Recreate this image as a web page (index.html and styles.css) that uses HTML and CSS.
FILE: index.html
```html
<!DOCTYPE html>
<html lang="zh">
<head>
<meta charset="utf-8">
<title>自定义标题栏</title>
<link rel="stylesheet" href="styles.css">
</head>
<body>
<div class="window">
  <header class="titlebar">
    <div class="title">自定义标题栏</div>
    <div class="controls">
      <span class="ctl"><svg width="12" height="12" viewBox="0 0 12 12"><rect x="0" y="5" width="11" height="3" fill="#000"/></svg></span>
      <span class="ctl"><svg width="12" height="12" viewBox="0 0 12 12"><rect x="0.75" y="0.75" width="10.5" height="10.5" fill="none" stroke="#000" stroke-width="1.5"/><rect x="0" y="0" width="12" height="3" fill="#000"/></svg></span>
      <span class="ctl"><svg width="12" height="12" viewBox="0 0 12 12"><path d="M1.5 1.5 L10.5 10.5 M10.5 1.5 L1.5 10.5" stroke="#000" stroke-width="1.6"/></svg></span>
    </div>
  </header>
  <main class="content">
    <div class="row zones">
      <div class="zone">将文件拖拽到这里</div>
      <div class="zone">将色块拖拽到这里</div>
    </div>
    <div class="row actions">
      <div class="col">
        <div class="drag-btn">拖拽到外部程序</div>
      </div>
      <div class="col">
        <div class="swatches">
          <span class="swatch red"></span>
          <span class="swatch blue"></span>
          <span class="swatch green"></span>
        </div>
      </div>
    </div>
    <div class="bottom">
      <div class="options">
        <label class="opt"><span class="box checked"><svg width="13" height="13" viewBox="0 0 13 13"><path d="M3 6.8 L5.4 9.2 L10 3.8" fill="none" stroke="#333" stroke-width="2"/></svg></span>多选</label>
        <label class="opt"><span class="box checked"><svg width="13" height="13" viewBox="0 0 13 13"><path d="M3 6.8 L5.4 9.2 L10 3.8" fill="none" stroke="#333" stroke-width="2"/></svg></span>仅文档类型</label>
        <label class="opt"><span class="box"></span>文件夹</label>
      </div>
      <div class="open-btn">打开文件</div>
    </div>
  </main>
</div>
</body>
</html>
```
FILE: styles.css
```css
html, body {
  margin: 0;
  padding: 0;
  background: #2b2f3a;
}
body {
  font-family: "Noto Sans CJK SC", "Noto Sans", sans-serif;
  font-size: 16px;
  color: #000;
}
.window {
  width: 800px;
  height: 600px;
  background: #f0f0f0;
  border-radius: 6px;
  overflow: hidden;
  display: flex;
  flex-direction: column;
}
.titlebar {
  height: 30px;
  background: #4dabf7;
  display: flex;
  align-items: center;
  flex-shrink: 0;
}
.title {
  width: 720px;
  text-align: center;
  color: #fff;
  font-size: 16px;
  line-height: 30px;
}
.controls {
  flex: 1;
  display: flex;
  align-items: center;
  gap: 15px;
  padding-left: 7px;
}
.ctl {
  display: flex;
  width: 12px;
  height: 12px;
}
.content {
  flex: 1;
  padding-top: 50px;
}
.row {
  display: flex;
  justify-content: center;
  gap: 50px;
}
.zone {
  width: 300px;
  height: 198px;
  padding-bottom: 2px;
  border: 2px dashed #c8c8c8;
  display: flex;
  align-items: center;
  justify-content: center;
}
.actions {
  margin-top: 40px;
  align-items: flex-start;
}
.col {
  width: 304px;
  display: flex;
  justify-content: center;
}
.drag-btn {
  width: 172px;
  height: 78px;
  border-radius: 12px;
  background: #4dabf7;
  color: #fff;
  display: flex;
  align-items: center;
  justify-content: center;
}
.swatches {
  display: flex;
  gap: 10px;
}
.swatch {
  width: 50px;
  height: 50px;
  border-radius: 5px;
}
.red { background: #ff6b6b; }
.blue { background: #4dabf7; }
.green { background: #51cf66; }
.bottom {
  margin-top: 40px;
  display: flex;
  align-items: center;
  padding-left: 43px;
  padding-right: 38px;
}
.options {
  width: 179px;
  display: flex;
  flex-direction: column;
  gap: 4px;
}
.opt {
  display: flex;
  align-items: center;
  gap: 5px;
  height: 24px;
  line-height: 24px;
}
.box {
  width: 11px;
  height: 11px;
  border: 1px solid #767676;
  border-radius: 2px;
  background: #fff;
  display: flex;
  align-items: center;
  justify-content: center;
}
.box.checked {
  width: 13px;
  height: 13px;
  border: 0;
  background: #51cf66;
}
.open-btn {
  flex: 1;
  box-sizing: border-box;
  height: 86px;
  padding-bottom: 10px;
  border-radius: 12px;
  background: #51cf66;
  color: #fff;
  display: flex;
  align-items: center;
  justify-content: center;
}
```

━━━━━━━━━━━━━━━━

Exercise directions =
Word for word, write out all of the data above.

Final result =
Recreate this image as a web page (index.html and styles.css) that uses HTML and CSS.
FILE: index.html
```html
<!DOCTYPE html>
<html lang="zh">
<head>
<meta charset="utf-8">
<title>自定义标题栏</title>
<link rel="stylesheet" href="styles.css">
</head>
<body>
<div class="window">
  <header class="titlebar">
    <div class="title">自定义标题栏</div>
    <div class="controls">
      <span class="ctl"><svg width="12" height="12" viewBox="0 0 12 12"><rect x="0" y="5" width="11" height="3" fill="#000"/></svg></span>
      <span class="ctl"><svg width="12" height="12" viewBox="0 0 12 12"><rect x="0.75" y="0.75" width="10.5" height="10.5" fill="none" stroke="#000" stroke-width="1.5"/><rect x="0" y="0" width="12" height="3" fill="#000"/></svg></span>
      <span class="ctl"><svg width="12" height="12" viewBox="0 0 12 12"><path d="M1.5 1.5 L10.5 10.5 M10.5 1.5 L1.5 10.5" stroke="#000" stroke-width="1.6"/></svg></span>
    </div>
  </header>
  <main class="content">
    <div class="row zones">
      <div class="zone">将文件拖拽到这里</div>
      <div class="zone">将色块拖拽到这里</div>
    </div>
    <div class="row actions">
      <div class="col">
        <div class="drag-btn">拖拽到外部程序</div>
      </div>
      <div class="col">
        <div class="swatches">
          <span class="swatch red"></span>
          <span class="swatch blue"></span>
          <span class="swatch green"></span>
        </div>
      </div>
    </div>
    <div class="bottom">
      <div class="options">
        <label class="opt"><span class="box checked"><svg width="13" height="13" viewBox="0 0 13 13"><path d="M3 6.8 L5.4 9.2 L10 3.8" fill="none" stroke="#333" stroke-width="2"/></svg></span>多选</label>
        <label class="opt"><span class="box checked"><svg width="13" height="13" viewBox="0 0 13 13"><path d="M3 6.8 L5.4 9.2 L10 3.8" fill="none" stroke="#333" stroke-width="2"/></svg></span>仅文档类型</label>
        <label class="opt"><span class="box"></span>文件夹</label>
      </div>
      <div class="open-btn">打开文件</div>
    </div>
  </main>
</div>
</body>
</html>
```
FILE: styles.css
```css
html, body {
  margin: 0;
  padding: 0;
  background: #2b2f3a;
}
body {
  font-family: "Noto Sans CJK SC", "Noto Sans", sans-serif;
  font-size: 16px;
  color: #000;
}
.window {
  width: 800px;
  height: 600px;
  background: #f0f0f0;
  border-radius: 6px;
  overflow: hidden;
  display: flex;
  flex-direction: column;
}
.titlebar {
  height: 30px;
  background: #4dabf7;
  display: flex;
  align-items: center;
  flex-shrink: 0;
}
.title {
  width: 720px;
  text-align: center;
  color: #fff;
  font-size: 16px;
  line-height: 30px;
}
.controls {
  flex: 1;
  display: flex;
  align-items: center;
  gap: 15px;
  padding-left: 7px;
}
.ctl {
  display: flex;
  width: 12px;
  height: 12px;
}
.content {
  flex: 1;
  padding-top: 50px;
}
.row {
  display: flex;
  justify-content: center;
  gap: 50px;
}
.zone {
  width: 300px;
  height: 198px;
  padding-bottom: 2px;
  border: 2px dashed #c8c8c8;
  display: flex;
  align-items: center;
  justify-content: center;
}
.actions {
  margin-top: 40px;
  align-items: flex-start;
}
.col {
  width: 304px;
  display: flex;
  justify-content: center;
}
.drag-btn {
  width: 172px;
  height: 78px;
  border-radius: 12px;
  background: #4dabf7;
  color: #fff;
  display: flex;
  align-items: center;
  justify-content: center;
}
.swatches {
  display: flex;
  gap: 10px;
}
.swatch {
  width: 50px;
  height: 50px;
  border-radius: 5px;
}
.red { background: #ff6b6b; }
.blue { background: #4dabf7; }
.green { background: #51cf66; }
.bottom {
  margin-top: 40px;
  display: flex;
  align-items: center;
  padding-left: 43px;
  padding-right: 38px;
}
.options {
  width: 179px;
  display: flex;
  flex-direction: column;
  gap: 4px;
}
.opt {
  display: flex;
  align-items: center;
  gap: 5px;
  height: 24px;
  line-height: 24px;
}
.box {
  width: 11px;
  height: 11px;
  border: 1px solid #767676;
  border-radius: 2px;
  background: #fff;
  display: flex;
  align-items: center;
  justify-content: center;
}
.box.checked {
  width: 13px;
  height: 13px;
  border: 0;
  background: #51cf66;
}
.open-btn {
  flex: 1;
  box-sizing: border-box;
  height: 86px;
  padding-bottom: 10px;
  border-radius: 12px;
  background: #51cf66;
  color: #fff;
  display: flex;
  align-items: center;
  justify-content: center;
}
```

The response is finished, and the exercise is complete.